With all these drawbacks, it’s fair to ask whether hydrogen technologies can be considered shovel-ready. Are there reasons to believe hydrogen could be an energy solution?
Doomberg gives one ironic reason. “A sure-fire signal that humanity may be on the verge of a primary energy breakthrough is that environmentalists are already lining up to oppose it,” the analyst writes. The California Air Resources Board has labeled hydrogen-powered trucks a “dead-end technology” because combusting hydrogen can still produce trace pollutants. To California regulators, “a hydrogen combustion engine does not meet the definition of a (zero emissions vehicle).”
Though it has not won over environmental regulators and faces stiff practical challenges, hydrogen could be a part of America’s energy mix. And companies like Ayrton are driving innovations and doing important research. Sometimes, innovative bets like that pay off and make a significant difference—fracking being a very prominent example. However, the news media almost always look at developing technologies through green-colored glasses.
A more realistic view recognizes that while technologies like fracking and products like lithium-ion batteries have been major breakthroughs, they took decades to reach their current state. In our paper “The Truth About Natural Gas,” we discussed the decades-long progress of fracking from an expensive, trial-and-error idea in the 1980s to the refined and efficient option we rely on today. While lithium-ion batteries are ubiquitous in handheld gadgets, they still rely heavily on government intervention to promote, subsidize, or mandate their use in electric vehicles or as a backup power source at the utility scale.

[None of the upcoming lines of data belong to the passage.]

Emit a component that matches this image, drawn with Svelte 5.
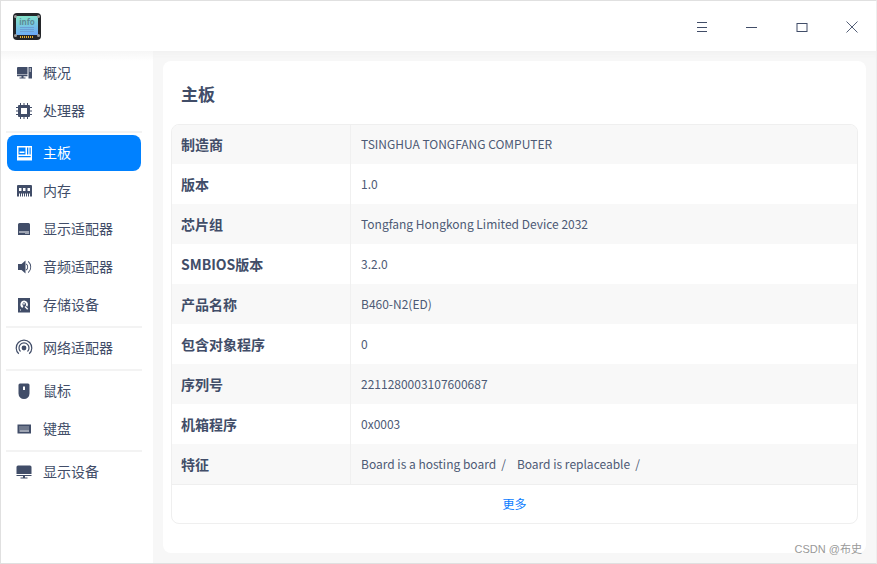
<script lang="ts">
  const groups = [
    [
      { id: 'overview', label: '概况' },
      { id: 'cpu', label: '处理器' }
    ],
    [
      { id: 'board', label: '主板', active: true },
      { id: 'memory', label: '内存' },
      { id: 'gpu', label: '显示适配器' },
      { id: 'audio', label: '音频适配器' },
      { id: 'disk', label: '存储设备' }
    ],
    [{ id: 'network', label: '网络适配器' }],
    [
      { id: 'mouse', label: '鼠标' },
      { id: 'keyboard', label: '键盘' }
    ],
    [{ id: 'display', label: '显示设备' }]
  ];

  const rows = [
    ['制造商', 'TSINGHUA TONGFANG COMPUTER'],
    ['版本', '1.0'],
    ['芯片组', 'Tongfang Hongkong Limited Device 2032'],
    ['SMBIOS版本', '3.2.0'],
    ['产品名称', 'B460-N2(ED)'],
    ['包含对象程序', '0'],
    ['序列号', '2211280003107600687'],
    ['机箱程序', '0x0003']
  ];
</script>

{#snippet icon(id)}
  <svg class="icon" width="18" height="18" viewBox="0 0 18 18" fill="currentColor" aria-hidden="true">
    {#if id === 'overview'}
      <path d="M2 4a1 1 0 0 1 1-1h9.500v7.500H2z" /><path d="M2 11h10.500v1.200H8.500v1.300h2v1h-6v-1h2v-1.300H2z" /><path fill-rule="evenodd" d="M13.500 3h3.500v11.500h-3.500zM14.500 4.500v1h1.500v-1zM14.500 6.500v1h1.500v-1z" />
    {:else if id === 'cpu'}
      <path fill-rule="evenodd" d="M4 3h10a1 1 0 0 1 1 1v10a1 1 0 0 1-1 1H4a1 1 0 0 1-1-1V4a1 1 0 0 1 1-1zm2 3v6h6V6z" />
      <path d="M5 1h1v2H5zM8.500 1h1v2h-1zM12 1h1v2h-1zM5 15h1v2H5zM8.500 15h1v2h-1zM12 15h1v2h-1zM1 5h2v1H1zM1 8.500h2v1H1zM1 12h2v1H1zM15 5h2v1h-2zM15 8.500h2v1h-2zM15 12h2v1h-2z" />
    {:else if id === 'board'}
      <path fill-rule="evenodd" d="M2 2h15v14.500H2zM3.500 3.500v7h7v-7zM4.500 7.500h5v1.500h-5zM12 3.500v7h1.300v-7zM14.500 3.500v7h1.200v-7zM3.500 12v1.300h12.200V12z" />
    {:else if id === 'memory'}
      <path fill-rule="evenodd" d="M3 3h13a1 1 0 0 1 1 1v10.500H2V4a1 1 0 0 1 1-1zM4 6v3h2.500V6zM8 6v3h2.500V6zM12.500 6v3H15V6zM4 11.500v3h1v-3zM6 11.500v3h1v-3zM8 11.500v3h1v-3zM10 11.500v3h1v-3zM12 11.500v3h1v-3zM14 11.500v3h1v-3z" />
    {:else if id === 'gpu'}
      <path fill-rule="evenodd" d="M4.500 3h9A1.500 1.500 0 0 1 15 4.500V15H3V4.500A1.500 1.500 0 0 1 4.500 3zM4 11.500v1h10v-1zM10.500 13h1v1h-1zM12.500 13h1v1h-1z" />
    {:else if id === 'audio'}
      <path d="M3 6h3.500l4-3.500v13l-4-3.500H3z" /><path d="M11.500 5.500a4.500 4.500 0 0 1 0 7l-.6-.7a3.500 3.500 0 0 0 0-5.600z" /><path d="M13.500 3a8 8 0 0 1 0 12l-.6-.7a7 7 0 0 0 0-10.600z" />
    {:else if id === 'disk'}
      <path fill-rule="evenodd" d="M3 2h12v14.500H3zM9.300 4.500a4 4 0 0 0-2 7.400l1.200-2a1.800 1.800 0 1 1 2.200-.6l1.500 1.500a4 4 0 0 0-2.900-6.300zM9 7a.8.8 0 1 0 .01 0zM9.500 11l2.700 2.800 1-1-2.700-2.800zM5 13.500v1h1v-1z" />
    {:else if id === 'network'}
      <circle cx="9" cy="9" r="2.400" />
      <path fill="none" stroke="currentColor" stroke-width="1.200" d="M5.500 12.500a5 5 0 1 1 7 0M3.800 14.700a7.800 7.800 0 1 1 10.400 0" />
    {:else if id === 'mouse'}
      <path fill-rule="evenodd" d="M5 1.500h8a1.500 1.500 0 0 1 1.500 1.500v8.500a5.500 5.500 0 0 1-11 0V3A1.500 1.500 0 0 1 5 1.500zM8 4.500V8h2V4.500z" />
    {:else if id === 'keyboard'}
      <path fill-rule="evenodd" d="M2.500 4.500h13.500v9H2.500zM4.500 6.500v1h1v-1zM6.500 6.500v1h1v-1zM8.500 6.500v1h1v-1zM10.500 6.500v1h1v-1zM12.500 6.500v1h1v-1zM4.500 8.500v1h1v-1zM6.500 8.500v1h1v-1zM8.500 8.500v1h1v-1zM10.500 8.500v1h1v-1zM12.500 8.500v1h1v-1zM4.500 10.500v1h9.500v-1z" />
    {:else if id === 'display'}
      <path d="M3 2.500h12A1.500 1.500 0 0 1 16.500 4v7H1.500V4A1.500 1.500 0 0 1 3 2.500z" /><path d="M1.500 12h15v1H10v1.500h2.500v1h-7v-1H8V13H1.500z" />
    {/if}
  </svg>
{/snippet}

<div class="window">
  <header class="titlebar">
    <div class="logo">
      <i class="dot tl"></i><i class="dot tr"></i><i class="dot bl"></i><i class="dot br"></i>
      <div class="screen">
        <span>info</span>
        <i class="line"></i><i class="line"></i><i class="line"></i>
      </div>
      <div class="pins"></div>
    </div>
    <div class="controls">
      <button class="ctl" aria-label="菜单">
        <svg width="12" height="12" viewBox="0 0 12 12"><path d="M1 1.500h10M1 6.500h10M1 10.500h10" stroke="#414d68" fill="none" /></svg>
      </button>
      <button class="ctl" aria-label="最小化">
        <svg width="12" height="12" viewBox="0 0 12 12"><path d="M0 6.500h11" stroke="#414d68" fill="none" /></svg>
      </button>
      <button class="ctl" aria-label="最大化">
        <svg width="12" height="12" viewBox="0 0 12 12"><rect x="1" y="2.500" width="10" height="8" stroke="#414d68" fill="none" /></svg>
      </button>
      <button class="ctl" aria-label="关闭">
        <svg width="12" height="12" viewBox="0 0 12 12"><path d="M.5.500l11 11M11.500.500l-11 11" stroke="#414d68" fill="none" stroke-width=".9" /></svg>
      </button>
    </div>
  </header>

  <div class="body">
    <nav class="sidebar">
      {#each groups as group, i}
        {#if i > 0}<div class="sep"></div>{/if}
        {#each group as item}
          <div class="item" class:active={item.active}>
            {@render icon(item.id)}
            <span>{item.label}</span>
          </div>
        {/each}
      {/each}
    </nav>

    <main class="content">
      <section class="panel">
        <h1>主板</h1>
        <div class="table">
          {#each rows as [name, value]}
            <div class="row">
              <div class="name">{name}</div>
              <div class="value">{value}</div>
            </div>
          {/each}
          <div class="row last">
            <div class="name">特征</div>
            <div class="value">
              <span>Board is a hosting board</span><span class="slash">/</span><span>Board is replaceable</span><span class="slash">/</span>
            </div>
          </div>
          <div class="more">更多</div>
        </div>
      </section>
    </main>
  </div>
  <div class="watermark">CSDN @布史</div>
</div>

<style>
  :global(*) { box-sizing: border-box; }
  :global(body) { margin: 0; background: #fff; color: #414d68; font-family: "Noto Sans CJK SC", "Noto Sans", sans-serif; }
  .window { position: relative; width: 877px; height: 564px; display: flex; flex-direction: column; border: 1px solid #e0e0e0; border-right-color: #eee; background: #fff; overflow: hidden; }

  .titlebar { flex: none; height: 50px; display: flex; align-items: center; justify-content: space-between; padding-left: 12px; background: #fff; }
  .logo { position: relative; width: 28px; height: 27px; margin-top: 1px; padding: 3px 3px 0; border-radius: 4px; background: #24262a; }
  .dot { position: absolute; width: 3px; height: 3px; border-radius: 50%; background: #9b9b9b; }
  .tl { top: 2px; left: 1px; }
  .tr { top: 2px; right: 1px; }
  .bl { bottom: 3px; left: 1px; }
  .br { bottom: 3px; right: 1px; }
  .screen { display: flex; flex-direction: column; align-items: center; height: 19px; padding-top: 1px; background: linear-gradient(170deg, #86e8c8, #6aa6fb); }
  .screen span { height: 9px; font: 700 8px/9px "Noto Sans", sans-serif; color: #5b8a96; }
  .line { display: block; width: 14px; height: 1px; margin-top: 1px; background: #6c9fd6; }
  .pins { width: 14px; height: 2px; margin: 1px auto 0; background: repeating-linear-gradient(90deg, #e8b030 0 1px, #24262a 1px 2px); }

  .controls { display: flex; height: 50px; margin-right: -1px; }
  .ctl { width: 50px; height: 50px; display: grid; place-items: center; padding: 2px 0 0; border: 0; background: none; }

  .body { flex: 1; display: flex; min-height: 0; }
  .sidebar { flex: none; width: 152px; padding: 3px 0 0 5px; background: linear-gradient(#f6f6f6, #fff 10px); }
  .item { position: relative; display: flex; align-items: center; gap: 10px; width: 136px; height: 38px; padding-left: 9px; font-size: 14px; color: #414d68; }
  .item.active { color: #fff; }
  .item.active::before { content: ""; position: absolute; inset: 1px; border-radius: 8px; background: #0081ff; }
  .item > * { position: relative; }
  .item span { margin-bottom: 2px; }
  .icon { flex: none; }
  .sep { width: 136px; height: 2px; margin: 2px 0 1px; background: #f3f3f3; }
  .item:nth-child(2) + .sep { margin-top: 1px; }

  .content { flex: 1; padding: 10px; background: #f7f7f7; box-shadow: inset 0 8px 8px -8px #ececec; }
  .panel { height: 492px; padding: 0 8px; border-radius: 8px; background: #fff; }
  h1 { height: 63px; margin: 0; padding: 19px 0 0 10px; font-size: 17px; line-height: 28px; font-weight: 700; color: #414d68; }
  .table { height: 400px; border: 1px solid #efefef; border-radius: 8px; overflow: hidden; }
  .row { display: flex; height: 40px; }
  .row:first-child { margin-top: -1px; }
  .row:nth-child(odd) { background: #f8f8f8; }
  .row.last { border-bottom: 1px solid #efefef; height: 41px; }
  .name { flex: none; width: 179px; padding-left: 9px; border-right: 1px solid #f0f0f0; font-size: 14px; font-weight: 700; line-height: 40px; color: #414d68; }
  .value { padding-left: 10px; font-size: 12px; line-height: 40px; color: #4d5a75; }
  .slash { margin: 0 11px 0 5px; }
  .more { height: 37px; text-align: center; font-size: 12px; line-height: 37px; color: #0a7cff; }

  .watermark { position: absolute; right: 14px; bottom: 6px; font: 11px/16px "Liberation Sans", "Noto Sans CJK SC", sans-serif; color: #999; }
</style>
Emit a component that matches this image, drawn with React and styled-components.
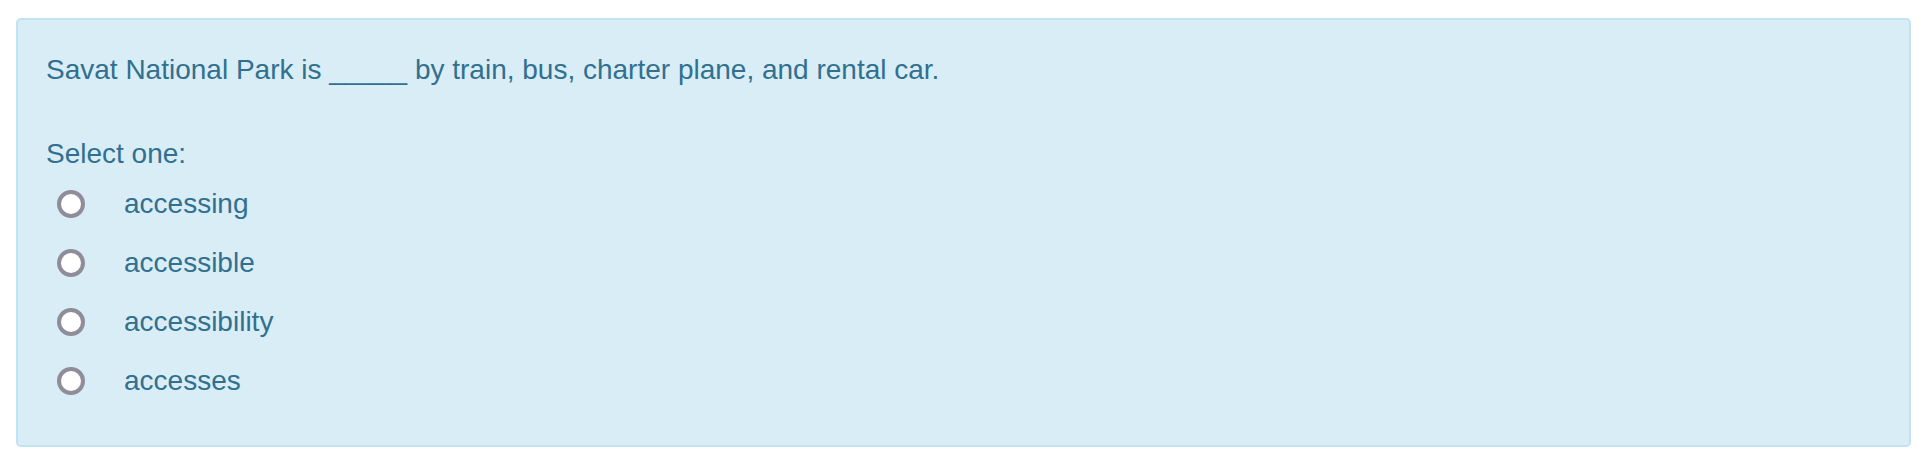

Hydrogen is undergoing a transformation from an energy loser to a power source. But in a free economy, all kinds of energy are potentially open for use. Even after both the Obama and Biden administrations worked to outlaw coal, it remains a significant portion of our electricity supply. White/gold hydrogen has a great shot to be another source of energy, another option. But a green hydrogen-dominated future currently exists only in progressive fantasies.